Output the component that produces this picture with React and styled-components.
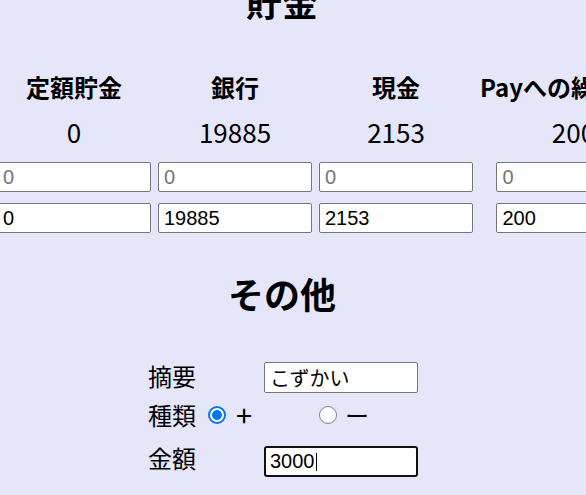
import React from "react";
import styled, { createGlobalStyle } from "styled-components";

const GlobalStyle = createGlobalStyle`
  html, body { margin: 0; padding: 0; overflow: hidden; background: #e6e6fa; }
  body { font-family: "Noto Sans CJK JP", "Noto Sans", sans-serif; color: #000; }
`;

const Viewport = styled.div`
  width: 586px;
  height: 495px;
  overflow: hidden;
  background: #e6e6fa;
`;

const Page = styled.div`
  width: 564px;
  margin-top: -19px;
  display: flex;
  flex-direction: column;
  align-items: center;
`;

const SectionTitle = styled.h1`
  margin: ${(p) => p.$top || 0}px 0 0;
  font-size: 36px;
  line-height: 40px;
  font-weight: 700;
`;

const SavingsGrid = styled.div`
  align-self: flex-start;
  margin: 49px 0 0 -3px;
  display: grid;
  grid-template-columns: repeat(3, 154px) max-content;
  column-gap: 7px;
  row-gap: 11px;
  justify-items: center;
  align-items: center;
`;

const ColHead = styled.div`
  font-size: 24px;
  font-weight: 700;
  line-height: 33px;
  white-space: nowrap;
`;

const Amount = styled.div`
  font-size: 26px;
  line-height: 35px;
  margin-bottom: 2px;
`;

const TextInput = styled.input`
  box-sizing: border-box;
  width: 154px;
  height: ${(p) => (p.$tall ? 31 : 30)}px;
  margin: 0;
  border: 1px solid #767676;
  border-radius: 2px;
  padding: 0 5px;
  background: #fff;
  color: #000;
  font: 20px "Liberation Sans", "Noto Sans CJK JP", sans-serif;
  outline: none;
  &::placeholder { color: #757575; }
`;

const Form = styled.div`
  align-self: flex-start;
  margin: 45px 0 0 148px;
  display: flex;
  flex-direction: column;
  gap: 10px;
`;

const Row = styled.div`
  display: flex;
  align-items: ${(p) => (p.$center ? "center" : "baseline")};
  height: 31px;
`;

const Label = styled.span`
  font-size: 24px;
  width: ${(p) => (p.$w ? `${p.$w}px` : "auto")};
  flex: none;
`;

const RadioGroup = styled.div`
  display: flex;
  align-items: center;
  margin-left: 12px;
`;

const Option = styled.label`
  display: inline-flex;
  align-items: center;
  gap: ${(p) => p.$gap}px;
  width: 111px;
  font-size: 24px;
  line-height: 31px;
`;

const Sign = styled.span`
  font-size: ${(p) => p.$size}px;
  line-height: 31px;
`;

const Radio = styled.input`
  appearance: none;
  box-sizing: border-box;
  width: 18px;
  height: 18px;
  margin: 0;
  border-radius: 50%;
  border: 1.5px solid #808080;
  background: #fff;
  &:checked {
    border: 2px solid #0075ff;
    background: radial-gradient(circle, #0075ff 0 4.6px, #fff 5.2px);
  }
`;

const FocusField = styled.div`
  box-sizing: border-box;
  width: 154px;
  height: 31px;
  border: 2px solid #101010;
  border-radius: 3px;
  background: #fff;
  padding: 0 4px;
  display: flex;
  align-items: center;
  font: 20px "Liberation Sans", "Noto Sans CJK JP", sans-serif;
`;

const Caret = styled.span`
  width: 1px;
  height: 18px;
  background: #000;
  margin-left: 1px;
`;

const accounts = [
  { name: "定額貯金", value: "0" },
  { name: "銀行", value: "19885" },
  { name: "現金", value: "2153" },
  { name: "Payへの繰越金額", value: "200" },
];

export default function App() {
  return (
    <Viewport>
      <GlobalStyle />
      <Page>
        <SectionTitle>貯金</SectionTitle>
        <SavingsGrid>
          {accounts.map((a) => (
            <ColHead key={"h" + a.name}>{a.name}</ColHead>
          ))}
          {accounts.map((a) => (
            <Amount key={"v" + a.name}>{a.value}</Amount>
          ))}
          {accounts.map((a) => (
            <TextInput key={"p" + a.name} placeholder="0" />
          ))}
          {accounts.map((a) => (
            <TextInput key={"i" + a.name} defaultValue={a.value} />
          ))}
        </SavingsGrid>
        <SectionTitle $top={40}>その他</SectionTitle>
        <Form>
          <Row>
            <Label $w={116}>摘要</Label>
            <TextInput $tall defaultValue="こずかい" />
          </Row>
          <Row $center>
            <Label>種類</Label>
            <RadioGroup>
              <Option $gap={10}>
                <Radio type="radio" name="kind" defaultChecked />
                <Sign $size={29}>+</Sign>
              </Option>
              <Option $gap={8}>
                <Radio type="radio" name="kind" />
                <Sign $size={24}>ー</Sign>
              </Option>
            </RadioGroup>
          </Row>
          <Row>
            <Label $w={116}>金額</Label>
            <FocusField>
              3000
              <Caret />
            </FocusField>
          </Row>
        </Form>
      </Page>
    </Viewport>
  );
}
-----
Problem description: Go through the listing above and write it all out exactly, leaving out any picture.

Exercise output:
Output the component that produces this picture with React and styled-components.
import React from "react";
import styled, { createGlobalStyle } from "styled-components";

const GlobalStyle = createGlobalStyle`
  html, body { margin: 0; padding: 0; overflow: hidden; background: #e6e6fa; }
  body { font-family: "Noto Sans CJK JP", "Noto Sans", sans-serif; color: #000; }
`;

const Viewport = styled.div`
  width: 586px;
  height: 495px;
  overflow: hidden;
  background: #e6e6fa;
`;

const Page = styled.div`
  width: 564px;
  margin-top: -19px;
  display: flex;
  flex-direction: column;
  align-items: center;
`;

const SectionTitle = styled.h1`
  margin: ${(p) => p.$top || 0}px 0 0;
  font-size: 36px;
  line-height: 40px;
  font-weight: 700;
`;

const SavingsGrid = styled.div`
  align-self: flex-start;
  margin: 49px 0 0 -3px;
  display: grid;
  grid-template-columns: repeat(3, 154px) max-content;
  column-gap: 7px;
  row-gap: 11px;
  justify-items: center;
  align-items: center;
`;

const ColHead = styled.div`
  font-size: 24px;
  font-weight: 700;
  line-height: 33px;
  white-space: nowrap;
`;

const Amount = styled.div`
  font-size: 26px;
  line-height: 35px;
  margin-bottom: 2px;
`;

const TextInput = styled.input`
  box-sizing: border-box;
  width: 154px;
  height: ${(p) => (p.$tall ? 31 : 30)}px;
  margin: 0;
  border: 1px solid #767676;
  border-radius: 2px;
  padding: 0 5px;
  background: #fff;
  color: #000;
  font: 20px "Liberation Sans", "Noto Sans CJK JP", sans-serif;
  outline: none;
  &::placeholder { color: #757575; }
`;

const Form = styled.div`
  align-self: flex-start;
  margin: 45px 0 0 148px;
  display: flex;
  flex-direction: column;
  gap: 10px;
`;

const Row = styled.div`
  display: flex;
  align-items: ${(p) => (p.$center ? "center" : "baseline")};
  height: 31px;
`;

const Label = styled.span`
  font-size: 24px;
  width: ${(p) => (p.$w ? `${p.$w}px` : "auto")};
  flex: none;
`;

const RadioGroup = styled.div`
  display: flex;
  align-items: center;
  margin-left: 12px;
`;

const Option = styled.label`
  display: inline-flex;
  align-items: center;
  gap: ${(p) => p.$gap}px;
  width: 111px;
  font-size: 24px;
  line-height: 31px;
`;

const Sign = styled.span`
  font-size: ${(p) => p.$size}px;
  line-height: 31px;
`;

const Radio = styled.input`
  appearance: none;
  box-sizing: border-box;
  width: 18px;
  height: 18px;
  margin: 0;
  border-radius: 50%;
  border: 1.5px solid #808080;
  background: #fff;
  &:checked {
    border: 2px solid #0075ff;
    background: radial-gradient(circle, #0075ff 0 4.6px, #fff 5.2px);
  }
`;

const FocusField = styled.div`
  box-sizing: border-box;
  width: 154px;
  height: 31px;
  border: 2px solid #101010;
  border-radius: 3px;
  background: #fff;
  padding: 0 4px;
  display: flex;
  align-items: center;
  font: 20px "Liberation Sans", "Noto Sans CJK JP", sans-serif;
`;

const Caret = styled.span`
  width: 1px;
  height: 18px;
  background: #000;
  margin-left: 1px;
`;

const accounts = [
  { name: "定額貯金", value: "0" },
  { name: "銀行", value: "19885" },
  { name: "現金", value: "2153" },
  { name: "Payへの繰越金額", value: "200" },
];

export default function App() {
  return (
    <Viewport>
      <GlobalStyle />
      <Page>
        <SectionTitle>貯金</SectionTitle>
        <SavingsGrid>
          {accounts.map((a) => (
            <ColHead key={"h" + a.name}>{a.name}</ColHead>
          ))}
          {accounts.map((a) => (
            <Amount key={"v" + a.name}>{a.value}</Amount>
          ))}
          {accounts.map((a) => (
            <TextInput key={"p" + a.name} placeholder="0" />
          ))}
          {accounts.map((a) => (
            <TextInput key={"i" + a.name} defaultValue={a.value} />
          ))}
        </SavingsGrid>
        <SectionTitle $top={40}>その他</SectionTitle>
        <Form>
          <Row>
            <Label $w={116}>摘要</Label>
            <TextInput $tall defaultValue="こずかい" />
          </Row>
          <Row $center>
            <Label>種類</Label>
            <RadioGroup>
              <Option $gap={10}>
                <Radio type="radio" name="kind" defaultChecked />
                <Sign $size={29}>+</Sign>
              </Option>
              <Option $gap={8}>
                <Radio type="radio" name="kind" />
                <Sign $size={24}>ー</Sign>
              </Option>
            </RadioGroup>
          </Row>
          <Row>
            <Label $w={116}>金額</Label>
            <FocusField>
              3000
              <Caret />
            </FocusField>
          </Row>
        </Form>
      </Page>
    </Viewport>
  );
}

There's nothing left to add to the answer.